Most websites are treated like brochures.
There’s a start, a middle, and a finish.
You hire a team, go through discovery, design, revisions, approvals. Eventually, it “launches.” Everyone exhales. Project complete.
That’s the trap.
The problem isn’t the work. It’s the assumption that the finished version is the right version.
What are the odds you get a website perfect on the first try? Almost zero.
And that’s not a failure. It’s reality.
A website isn’t a static asset. It’s closer to a product. It lives in the real world, with real users, real feedback, and real business changes. You only learn what works after it’s live.
Yet most website projects are structured in a way that makes iteration painful.
Once the site is “done,” every change becomes a new mini-project.

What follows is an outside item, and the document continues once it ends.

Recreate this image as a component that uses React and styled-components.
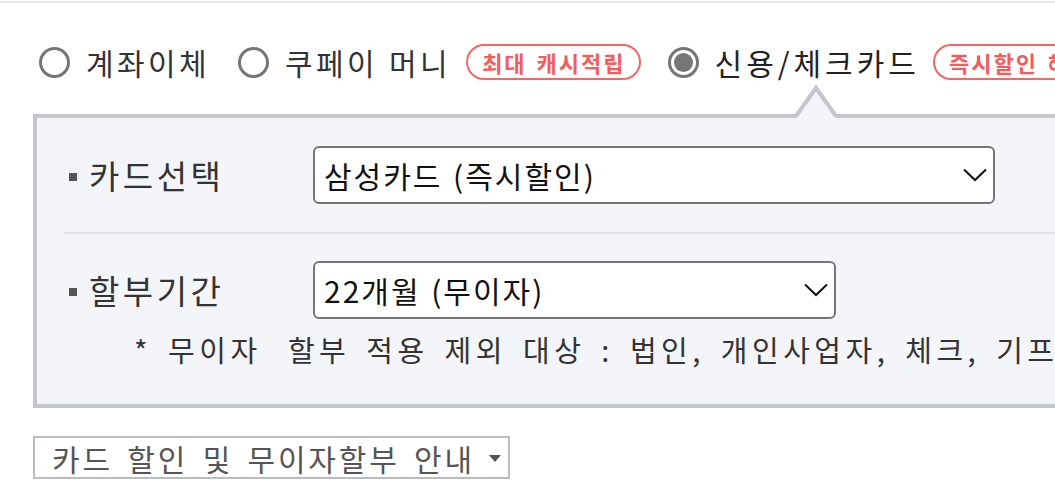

Suddenly, improving your website costs time, money, and patience. So people stop touching it. Not because it’s perfect, but because it’s expensive.
That’s backwards.
The smarter way to approach a website is the same way you approach a product launch.
That doesn’t mean endless tinkering or perfection chasing. It means accepting a simple truth: it’s easier to criticize than to create. You can’t refine something that doesn’t exist.
Stackify is built around this reality.
We launch fast, then we stay with you. You can keep editing, adding, changing, and improving without reopening the project or renegotiating scope. No tickets. No surprise costs. No friction.
All for one flat monthly fee.
Traditional website projects force you to bet everything on version one. Stackify assumes version one is just the beginning.
That’s how you escape the website trap.